Mr Watts is 56 years old and starting to consider retirement. He currently earns £45,000 per annum and received an annuity quote from his current provider. Mr Watts’ pension is valued at approximately £620,000 and expected to provide an income of £24,500 gross per annum after paying his a tax free lump sum of £155,000. However, this will not provide any death benefits to his family if he dies after the first 10 years, and the income will stay level for his life.
Our Client’s Needs
Mr Watts has asked for an explanation of the changes to pension rules following the budget announcement in March. While the income that the annuity is expected to provide is suitable, it’s not the same as his current salary and he’s heard that an annuity might not be the best option available.
Income drawdown has been available to retirees for some time; however, the maximum income limits are now far greater. In addition to this, from 2015 the income limits will be completely removed.
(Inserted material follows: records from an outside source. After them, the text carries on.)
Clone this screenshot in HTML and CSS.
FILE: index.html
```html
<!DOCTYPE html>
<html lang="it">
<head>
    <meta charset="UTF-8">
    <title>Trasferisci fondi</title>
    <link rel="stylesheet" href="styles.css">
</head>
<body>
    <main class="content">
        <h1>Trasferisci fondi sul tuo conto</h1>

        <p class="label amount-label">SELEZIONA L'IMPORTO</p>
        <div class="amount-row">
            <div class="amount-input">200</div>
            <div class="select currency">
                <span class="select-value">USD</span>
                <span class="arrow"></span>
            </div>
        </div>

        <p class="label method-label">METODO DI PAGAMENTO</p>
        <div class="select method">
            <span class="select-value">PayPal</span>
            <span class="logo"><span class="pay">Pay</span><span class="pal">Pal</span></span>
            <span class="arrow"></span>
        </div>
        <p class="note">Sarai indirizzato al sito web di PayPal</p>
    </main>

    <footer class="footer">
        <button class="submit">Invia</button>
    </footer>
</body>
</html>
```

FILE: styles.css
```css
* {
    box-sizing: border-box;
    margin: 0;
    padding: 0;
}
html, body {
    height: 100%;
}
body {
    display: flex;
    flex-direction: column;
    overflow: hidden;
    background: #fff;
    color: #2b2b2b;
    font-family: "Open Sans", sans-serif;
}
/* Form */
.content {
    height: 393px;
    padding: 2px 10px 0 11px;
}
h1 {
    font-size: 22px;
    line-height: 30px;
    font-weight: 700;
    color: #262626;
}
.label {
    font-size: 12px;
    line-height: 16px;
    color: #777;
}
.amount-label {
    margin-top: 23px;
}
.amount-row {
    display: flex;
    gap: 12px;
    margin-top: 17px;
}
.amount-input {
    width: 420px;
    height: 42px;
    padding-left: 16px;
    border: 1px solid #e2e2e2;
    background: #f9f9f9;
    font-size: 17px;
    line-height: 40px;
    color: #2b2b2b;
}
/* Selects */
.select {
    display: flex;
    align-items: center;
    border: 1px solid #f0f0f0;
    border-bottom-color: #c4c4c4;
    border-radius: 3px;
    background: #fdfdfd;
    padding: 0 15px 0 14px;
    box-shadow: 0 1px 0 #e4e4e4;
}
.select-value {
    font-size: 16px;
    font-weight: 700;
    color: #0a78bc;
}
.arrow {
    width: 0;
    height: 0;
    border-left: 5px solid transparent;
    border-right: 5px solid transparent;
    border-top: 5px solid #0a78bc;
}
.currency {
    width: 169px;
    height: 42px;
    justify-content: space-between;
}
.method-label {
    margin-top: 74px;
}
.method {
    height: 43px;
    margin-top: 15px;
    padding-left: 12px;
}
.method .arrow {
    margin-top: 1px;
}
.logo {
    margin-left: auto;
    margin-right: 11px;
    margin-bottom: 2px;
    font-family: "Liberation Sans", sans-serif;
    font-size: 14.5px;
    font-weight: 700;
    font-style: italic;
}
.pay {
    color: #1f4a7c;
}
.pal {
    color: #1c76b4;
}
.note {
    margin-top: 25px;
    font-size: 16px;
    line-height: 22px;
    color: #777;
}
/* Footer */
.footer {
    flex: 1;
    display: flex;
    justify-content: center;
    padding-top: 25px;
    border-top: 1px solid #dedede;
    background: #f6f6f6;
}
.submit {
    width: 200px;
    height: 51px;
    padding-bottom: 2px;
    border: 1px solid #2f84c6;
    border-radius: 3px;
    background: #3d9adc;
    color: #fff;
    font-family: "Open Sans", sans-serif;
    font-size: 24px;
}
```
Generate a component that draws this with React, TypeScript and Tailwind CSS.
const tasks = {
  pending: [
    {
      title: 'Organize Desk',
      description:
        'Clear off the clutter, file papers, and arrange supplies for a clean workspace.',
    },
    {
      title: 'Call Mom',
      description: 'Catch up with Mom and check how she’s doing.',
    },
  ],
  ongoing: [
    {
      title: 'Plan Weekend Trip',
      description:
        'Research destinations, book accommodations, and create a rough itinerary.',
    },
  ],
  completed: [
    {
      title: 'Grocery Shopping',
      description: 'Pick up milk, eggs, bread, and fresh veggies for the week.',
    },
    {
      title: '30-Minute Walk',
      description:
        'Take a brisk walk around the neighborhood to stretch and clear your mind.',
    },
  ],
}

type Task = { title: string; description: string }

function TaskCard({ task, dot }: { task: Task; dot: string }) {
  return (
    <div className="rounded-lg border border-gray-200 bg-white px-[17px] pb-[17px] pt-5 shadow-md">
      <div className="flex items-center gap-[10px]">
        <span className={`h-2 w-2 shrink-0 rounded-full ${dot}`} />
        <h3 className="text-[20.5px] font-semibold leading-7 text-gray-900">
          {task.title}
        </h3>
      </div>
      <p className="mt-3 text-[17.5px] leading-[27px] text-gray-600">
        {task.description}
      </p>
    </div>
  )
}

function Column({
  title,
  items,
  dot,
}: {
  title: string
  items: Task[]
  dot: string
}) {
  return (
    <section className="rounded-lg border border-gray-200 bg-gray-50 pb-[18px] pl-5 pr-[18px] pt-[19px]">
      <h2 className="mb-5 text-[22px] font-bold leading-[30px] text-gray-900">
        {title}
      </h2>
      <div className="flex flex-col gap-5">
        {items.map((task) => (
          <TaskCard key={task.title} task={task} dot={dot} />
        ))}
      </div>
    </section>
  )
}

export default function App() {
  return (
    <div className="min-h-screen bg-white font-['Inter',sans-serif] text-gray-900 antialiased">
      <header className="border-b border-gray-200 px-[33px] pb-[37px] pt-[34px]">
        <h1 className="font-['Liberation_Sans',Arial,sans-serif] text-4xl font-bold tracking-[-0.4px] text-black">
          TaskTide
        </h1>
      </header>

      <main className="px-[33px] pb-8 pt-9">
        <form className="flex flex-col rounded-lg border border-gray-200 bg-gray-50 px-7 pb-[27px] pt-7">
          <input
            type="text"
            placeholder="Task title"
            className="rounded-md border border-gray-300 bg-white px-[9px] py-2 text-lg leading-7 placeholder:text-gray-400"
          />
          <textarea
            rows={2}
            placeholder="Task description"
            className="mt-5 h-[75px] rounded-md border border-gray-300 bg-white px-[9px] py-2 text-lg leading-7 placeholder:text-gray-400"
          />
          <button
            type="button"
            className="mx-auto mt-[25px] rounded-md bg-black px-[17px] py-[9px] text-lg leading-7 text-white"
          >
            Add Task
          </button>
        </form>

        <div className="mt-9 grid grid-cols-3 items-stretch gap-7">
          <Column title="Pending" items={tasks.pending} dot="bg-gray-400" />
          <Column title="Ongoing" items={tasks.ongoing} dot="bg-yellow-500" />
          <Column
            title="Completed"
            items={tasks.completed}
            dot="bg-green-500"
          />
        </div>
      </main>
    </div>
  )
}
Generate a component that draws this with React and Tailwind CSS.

After assessing Mr Watts as being willing to take a moderate risk with his pension investments, we have advised that he could enter income drawdown rather than purchase an annuity. He would be able to draw an income from his fund of £34,875 gross as well as taking the tax free lump sum. This is £10,375 greater than the available annuity.
For this income to be sustainable, we recommended an investment strategy designed to provide liquid capital of £35,000 per annum with the remaining fund targeted to keep pace with inflation. We also agreed to manage this on a regular basis to ensure that Mr Watts is on track to meet his goals.
From 2015 the income limit will be removed completely and Mr Watts will be able to draw as high an income as he likes, the risk being that the income is taxable and it is likely that taking a high income will erode the value of the pension. However, it does mean that in years where expenditure may be higher, Mr Watts can withdraw more from the fund and in other years draw less.
By taking our advice, instead of purchasing an annuity Mr Watts has achieved:
- A higher income – though not guaranteed for life, an initial income of £34,875 against £24,500.
- Retained control of his pension capital – he will keep the pension capital invested rather than paying the entire sum to an annuity provider for a lifetime income.
- Greater death benefits for his spouse or children – his wife could continue income drawdown in the event of his death or the fund could pay out as a lump sum, less 55% tax. The annuity on offer pays no death benefits after the first 10 years, benefits could be added at outset but this would reduce the income paid to Mr Watts significantly.
- From 2015, the ability to take out as much of the pension as he likes – this allows him to cover fluctuating expenditure or make large one-off purchases, like a car or boat.
- Potential for his fund to grow in value – if pension investments grow, he and his family will see greater benefits in the future, compared to a fixed-sum, sole life income.
- The opportunity to purchase an annuity in the future – if annuity rates are higher or if his health is impaired, an annuity may become more attractive in the future.